Mexico City
Burger ad offends: Burger King has agreed to pull a commercial running on European television after Mexico formally complained that it used a negative stereotype of Mexicans. The commercial, for the “Texican Whopper,” shows a short wrestler dressed in a cape resembling a Mexican flag. The wrestler teams up with a lanky American cowboy almost twice his height, to illustrate the cross-border blend of flavors. “We have to tell these people that in Mexico we have a great deal of respect for our flag,” said Jorge Zermeno, Mexico’s ambassador to Spain. In the 1990s, Mexico complained about a Taco Bell ad using a Chihuahua that spoke with a Mexican accent.
La Paz, Bolivia
President ends hunger strike: Bolivian President Evo Morales ended a five-day hunger strike this week after the legislature approved the changes he wanted in the election law. The new law allows Morales to run for a second term and reserves seats in Congress for indigenous people, his main support base. The opposition, which said the law would give Morales too much power, had initially refused to show up for the vote, denying the needed quorum. That prompted Morales, who called his opponents “racist, fascist, and selfish,” to start his hunger strike.
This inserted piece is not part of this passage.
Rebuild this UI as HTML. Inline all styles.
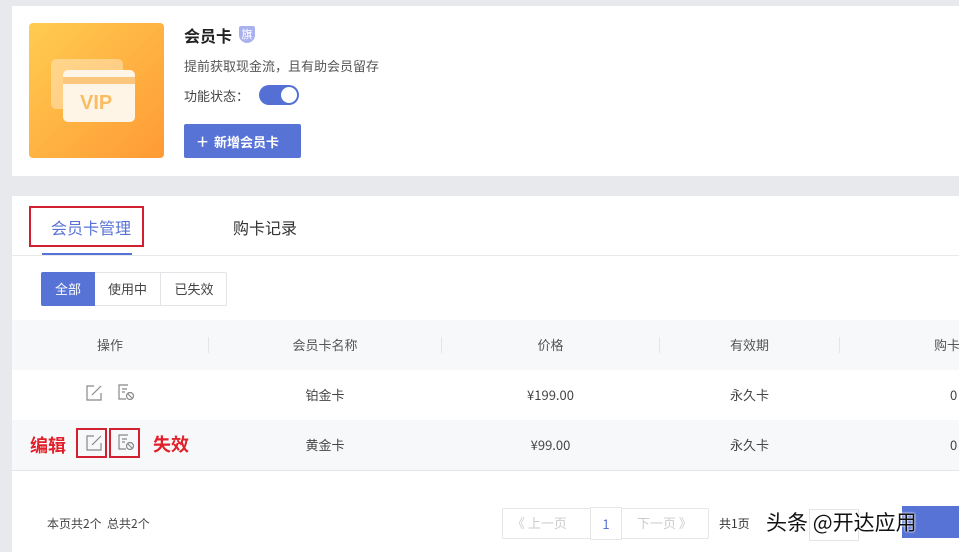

Morales spent the five days sleeping on a mattress on the floor of the presidential palace and chewing coca leaves to dampen hunger pangs.
Asuncion, Paraguay
Presidential love child: Paraguayan President Fernando Lugo has admitted that he fathered a child with a much younger woman while he was a Roman Catholic bishop. “I assume all responsibilities and recognize the paternity of the child,” Lugo said. The admission came five days after the child’s mother, Viviana Carrillo, filed a paternity suit. Carrillo, now 26, says she began a sexual relationship with Lugo when she was 16. Lugo, 57, renounced his status as bishop in 2006 in order to run for president, but the Vatican did not release him from his vows until last year, shortly before he took office as president.